Proposal: Improve DUT utilization |
|||||||
Issue descriptionWhile investigating a recent failure I ran into two related issues: 1. We seem to be spending a disproportionate amount of time provisioning DUTs to run HWTest suites. Clicking on 'Suite details' for any bvt-cq or bvt-arc run will generally show a few tests running on half a dozen or more boards with more time spent provisioning than running tests, e.g. https://viceroy.corp.google.com/chromeos/suite_details?job_id=124126758 Arbitrary recent example found by searching for 'hwtest [bvt-cq]' on the paladin waterfall: https://viceroy.corp.google.com/chromeos/suite_details?job_id=124126758 Even though it might add a tiny bit to our total test run time, provisioning fewer boards and running more tests seems like it could significantly cut down on the amount of provisioning we do, which seems like a potentially large overall win. 2. When we have a shortage of DUTs, this fails when the suite times out, with a warning message like "No output from <_BackgroundTask(_BackgroundTask-5:7:2, started)> for 8640 seconds". We could do a better job of identifying DUT availability before running HWTests and fail early if insufficient DUTs are available. The problem is complicated because sometimes we may have DUTs becoming available "soon", and we want to avoid starving particular builders, but we should be able to at least fail more gracefully than we currently do. We also appear to run bvt-cq even if bvt-inline fails because of a lack of DUT availability, e.g.: https://uberchromegw.corp.google.com/i/chromiumos.tryserver/builders/paladin/builds/3217
,
Jun 19 2017
1. My understanding here is: - Reduce the number of DUTs per suite (say in the CQ) - Amount of time spent provisioning is pretty much the same (they happen in parallel) - Amount of time spent in the suite increases (more tests per DUT) - But this reduces the amount of provisioning done in the lab. - This reduced load may speed things up. We don't really have data to support the last statement above. 2. This is not the common case failure mode. That seems like builder / swarming proxy timeout. Please file a separate bug for just that with a link to the failed build. We do check for the expected number of DUTs and fail the HWTest if there aren't enough.
,
Jun 19 2017
1. We do have data that tells us that less provisioning = fewer provisioning failures (specifically, when devserver load gets high, provisioning failures increase). So we would not necessarily be optimizing for speed here, but for accuracy, which is generally more important. 2. I acknowledge that this is an edge case. I'll try to make time to write it up separately but it's less important, just something I noticed at the same time.
,
Jun 20 2017
> 1. We do have data that tells us that less provisioning
> = fewer provisioning failures (specifically, when devserver
> load gets high, provisioning failures increase). So we would
> not necessarily be optimizing for speed here, but for accuracy,
> which is generally more important.
Hmmm... The principle source of load is canary builds, meaning
pool:bvt. My first thought was that because of the large number of
boards in a canary run, trying to reduce load by reducing DUTs
wouldn't help. But, pool:bvt typically has only 6 DUTs. So, reducing
by 1 would mean 17% less bandwidth, at the cost of 20% more time testing
(not counting the provisioning time). There are multiple caveats:
* The BVT pools are already deliberately lean. Ideally, the pool
utilization is already high, meaning we might not be able to get
through normal test load if we reduced pool size.

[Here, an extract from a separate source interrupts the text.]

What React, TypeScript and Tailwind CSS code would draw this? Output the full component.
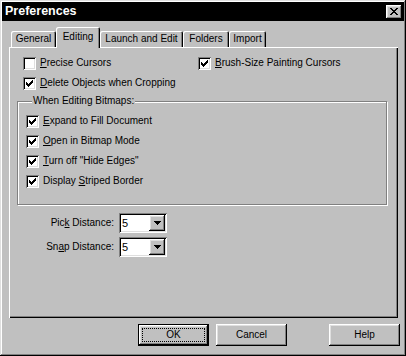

* The BVT pool is shared with the PFQ. Those pools must have more
than 6 DUTs because of the higher load.
* Existing code requires a minimum of 4 DUTs on any BVT run. That
requirement translates into a minimum supply of 6 in the pool:
For technical reasons, to prevent failures we need 2 DUTs more
than the declared minimum. So, if we reduce the pool size, we
must also change the code.
So, an experiment to see "what happens if we make the BVT pools leaner"
is a step or two above non-trivial.
,
Jun 20 2017
> 2. I acknowledge that this is an edge case. I'll try to
> make time to write it up separately but it's less important,
> just something I noticed at the same time.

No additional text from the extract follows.